Instructions for the task: Your task is to filter the data below down to the lines holding "index".

Dataset content:
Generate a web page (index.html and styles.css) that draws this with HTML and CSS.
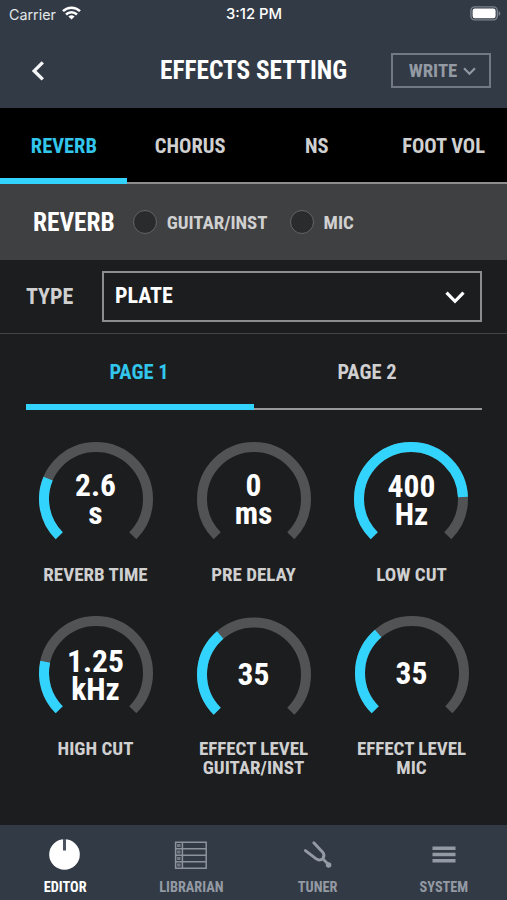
FILE: index.html
```
<!DOCTYPE html>
<html lang="en">
<head>
  <meta charset="UTF-8" />
  <meta name="viewport" content="width=device-width, initial-scale=1.0"/>
  <title>Effects Setting</title>
  <link rel="stylesheet" href="styles.css">
</head>
<body>

  <header class="header">
    <div class="status-bar">
      <div class="carrier">
        <span>Carrier</span>
        <svg width="19" height="14" viewBox="0 0 19 14" fill="none" stroke="#fff" stroke-width="2.5">
          <path d="M1 5.2a12.2 12.2 0 0 1 17 0"/>
          <path d="M4 8.5a8 8 0 0 1 11 0"/>
          <path d="M9.5 13.6L6.4 10.6a4.5 4.5 0 0 1 6.2 0z" fill="#fff" stroke="none"/>
        </svg>
      </div>
      <span class="clock">3:12 PM</span>
      <svg class="battery" width="31" height="15" viewBox="0 0 31 15">
        <rect x="0.9" y="0.9" width="26.4" height="13" rx="3.8" fill="none" stroke="#7b828b" stroke-width="1.4"/>
        <rect x="2.6" y="2.6" width="23" height="9.6" rx="2.2" fill="#fff"/>
        <path d="M28.6 5v5c1.1-.4 1.7-1.4 1.7-2.5s-.6-2.1-1.7-2.5z" fill="#7b828b"/>
      </svg>
    </div>
    <div class="title-bar">
      <svg class="back" width="14" height="20" viewBox="0 0 14 20" fill="none" stroke="#f2f4f6" stroke-width="3.4">
        <path d="M11.8 1.4L3.2 9.9l8.6 8.5"/>
      </svg>
      <h1>EFFECTS SETTING</h1>
      <button class="write">
        WRITE
        <svg width="13" height="9" viewBox="0 0 13 9" fill="none" stroke="#949aa3" stroke-width="2">
          <path d="M1 1.2l5.5 5.6L12 1.2"/>
        </svg>
      </button>
    </div>
  </header>

  <nav class="tabs">
    <a class="tab active">REVERB</a>
    <a class="tab">CHORUS</a>
    <a class="tab">NS</a>
    <a class="tab">FOOT VOL</a>
  </nav>

  <section class="switches">
    <h2>REVERB</h2>
    <span class="led"></span>
    <span class="switch-label guitar">GUITAR/INST</span>
    <span class="led"></span>
    <span class="switch-label">MIC</span>
  </section>

  <section class="type-row">
    <span class="type-label">TYPE</span>
    <div class="select">
      <span>PLATE</span>
      <svg width="20" height="13" viewBox="0 0 20 13" fill="none" stroke="#fff" stroke-width="3.2">
        <path d="M1.5 1.6L10 10.3l8.5-8.7"/>
      </svg>
    </div>
  </section>

  <main class="content">
    <nav class="pages">
      <a class="page active">PAGE 1</a>
      <a class="page">PAGE 2</a>
    </nav>
    <div class="knobs" id="knobs"></div>
  </main>

  <footer class="bottom-nav">
    <a class="nav-item active">
      <svg width="34" height="34" viewBox="0 0 34 34">
        <circle cx="16.5" cy="16.5" r="15.3" fill="#fff"/>
        <path d="M16.5 1v11.500" stroke="#4b535e" stroke-width="3"/>
      </svg>
      <span>EDITOR</span>
    </a>
    <a class="nav-item">
      <svg width="34" height="34" viewBox="0 0 34 34" fill="none" stroke="#8d939c" stroke-width="1.5">
        <path d="M1.6 4.200h30.600v26H1.600zM8.400 4.200v26M1.600 10.700h30.600M1.600 17.200h30.600M1.600 23.700h30.600"/>
        <path d="M4.8 6v3M4.8 12.500v3M4.800 19v3M4.800 25.500v3" stroke="#737a84" stroke-width="3.400"/>
      </svg>
      <span>LIBRARIAN</span>
    </a>
    <a class="nav-item">
      <svg width="34" height="34" viewBox="0 0 34 34" fill="none" stroke="#949aa3" stroke-width="2.9" stroke-linecap="round">
        <path d="M12.800 4.800l8.900 9.400q2.600 3.300.2 6.300q-3.300 2.900-7 .2L4.400 12.600"/>
        <path d="M22 21l5 5"/>
        <circle cx="27.6" cy="27" r="2.8" fill="#949aa3" stroke="none"/>
      </svg>
      <span>TUNER</span>
    </a>
    <a class="nav-item">
      <svg width="34" height="34" viewBox="0 0 34 34" stroke="#949aa3" stroke-width="3.4">
        <path d="M5.5 10.300h23M5.500 16.500h23M5.500 22.700h23"/>
      </svg>
      <span>SYSTEM</span>
    </a>
  </footer>

  <script>
    const knobs = [
      { value: "2.6<br>s", label: "REVERB TIME", level: 0.252 },
      { value: "0<br>ms", label: "PRE DELAY", level: 0 },
      { value: "400<br>Hz", label: "LOW CUT", level: 0.825 },
      { value: "1.25<br>kHz", label: "HIGH CUT", level: 0.213 },
      { value: "35", label: "EFFECT LEVEL<br>GUITAR/INST", level: 0.35 },
      { value: "35", label: "EFFECT LEVEL<br>MIC", level: 0.35 }
    ];

    const arc = "M22.23 95.77A52 52 0 1 1 95.77 95.77";
    const list = document.getElementById("knobs");

    knobs.forEach(k => {
      const fill = k.level > 0
        ? `<path class="fill" d="${arc}" pathLength="100" stroke-dasharray="${k.level * 100} 200"/>`
        : "";
      list.insertAdjacentHTML("beforeend", `<div class="knob">
        <div class="dial">
          <svg width="118" height="118" viewBox="0 0 118 118">
            <path class="track" d="${arc}"/>
            ${fill}
          </svg>
          <div class="value">${k.value}</div>
        </div>
        <div class="label">${k.label}</div>
      </div>`);
    });
  </script>
</body>
</html>
```

FILE: styles.css
```
* {
  box-sizing: border-box;
}

body {
  margin: 0;
  width: 507px;
  height: 900px;
  display: flex;
  flex-direction: column;
  overflow: hidden;
  background-color: #1c1d1f;
  color: #d0d0d1;
  font-family: "Roboto Condensed", Roboto, sans-serif;
  font-stretch: 75%;
  font-weight: 700;
}

h1, h2 {
  margin: 0;
  padding-top: 1px;
  color: #fff;
  font-size: 25.3px;
  line-height: 30px;
}

svg {
  display: block;
}

.header {
  height: 108px;
  background-color: #323a46;
}

.status-bar {
  height: 28px;
  display: grid;
  grid-template-columns: 1fr auto 1fr;
  align-items: center;
  padding: 0 6px 0 9px;
  font-family: Inter, sans-serif;
  font-stretch: normal;
  font-size: 14.3px;
  font-weight: 400;
  color: #e4e7ea;
}

.carrier {
  display: flex;
  align-items: center;
  gap: 6px;
}

.carrier svg {
  margin-top: -2px;
}

.clock {
  margin-left: -2px;
  font-size: 14.8px;
  font-weight: 500;
  color: #fff;
}

.battery {
  justify-self: end;
  margin-top: -2px;
}

.title-bar {
  height: 84px;
  display: grid;
  grid-template-columns: 1fr auto 1fr;
  align-items: center;
  padding: 0 16px 0 31px;
}

.title-bar h1 {
  margin: 0 15px 0 0;
}

.back {
  margin-top: 1px;
}

.write {
  justify-self: end;
  width: 100px;
  height: 35px;
  display: flex;
  align-items: center;
  justify-content: center;
  gap: 6px;
  padding: 2px 0 0 3px;
  border: 2px solid #737983;
  background: none;
  color: #949aa3;
  font: inherit;
  font-size: 18.8px;
}

.tabs {
  height: 76px;
  display: grid;
  grid-template-columns: repeat(4, 1fr);
  background-color: #000;
}

.tab {
  display: flex;
  align-items: center;
  justify-content: center;
  padding-top: 2px;
  border-bottom: 2px solid #8c8d8e;
  font-size: 20.5px;
}

.tab.active {
  padding: 6px 0 0 1px;
  border-bottom: 6px solid #32d4fe;
  color: #32c6ec;
}

.switches {
  height: 76px;
  display: flex;
  align-items: center;
  padding: 0 0 0 33px;
  background-color: #3f4042;
}

.led {
  width: 24px;
  height: 24px;
  margin: 0 10px 0 18px;
  border: 1.5px solid #646567;
  border-radius: 50%;
  background-color: #2a2b2d;
}

.switch-label {
  font-size: 18.9px;
}

.guitar {
  margin-right: 4px;
}

.type-row {
  height: 74px;
  display: flex;
  align-items: center;
  padding: 0 25px 0 26px;
  border-bottom: 1px solid #434446;
}

.type-label {
  width: 76px;
  font-size: 22px;
}

.select {
  flex: 1;
  height: 51px;
  display: flex;
  align-items: center;
  justify-content: space-between;
  padding: 0 15px 2px 11px;
  border: 2px solid #8c8d8e;
  color: #fff;
  font-size: 22px;
}

.select svg {
  margin-top: 3px;
}

.content {
  flex: 1;
}

.pages {
  height: 76px;
  margin: 0 25px 0 26px;
  display: grid;
  grid-template-columns: 1fr 1fr;
}

.page {
  display: flex;
  align-items: center;
  justify-content: center;
  padding: 2px 2px 0 0;
  border-bottom: 2px solid #98999a;
  font-size: 20.5px;
}

.page.active {
  padding-top: 6px;
  border-bottom: 6px solid #32d4fe;
  color: #32c6ec;
}

.knobs {
  display: grid;
  grid-template-columns: repeat(3, 158px);
  grid-auto-rows: 174px;
  padding: 30px 17px 0 16.5px;
}

.knob {
  display: flex;
  flex-direction: column;
  align-items: center;
}

.dial {
  display: grid;
  place-items: center;
}

/* low cut and guitar level dials sit slightly off the grid */
.knob:nth-child(3) svg {
  transform: translateX(-1px);
}

.knob:nth-child(5) svg {
  transform: translateY(1.5px);
}

.dial > * {
  grid-area: 1 / 1;
}

.dial path {
  fill: none;
  stroke-width: 10;
}

.track {
  stroke: #525355;
}

.fill {
  stroke: #32d4fe;
}

.value {
  padding-top: 2px;
  color: #fff;
  font-size: 31.5px;
  line-height: 28.5px;
  text-align: center;
}

.knob:nth-child(3) .value,
.knob:nth-child(5) .value {
  padding-top: 4px;
}

.knob:nth-child(4) .value {
  padding-top: 6px;
}

.label {
  margin-top: 7px;
  font-size: 19px;
  line-height: 19px;
  text-align: center;
}

.bottom-nav {
  height: 75px;
  display: grid;
  grid-template-columns: repeat(4, 1fr);
  padding-left: 2px;
  background-color: #323a46;
}

.nav-item {
  display: flex;
  flex-direction: column;
  align-items: center;
  gap: 7px;
  padding-top: 13px;
  color: #949aa3;
  font-size: 14.3px;
  line-height: 17px;
}

.nav-item.active {
  color: #fff;
}
```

Answer for the task:
Generate a web page (index.html and styles.css) that draws this with HTML and CSS.
FILE: index.html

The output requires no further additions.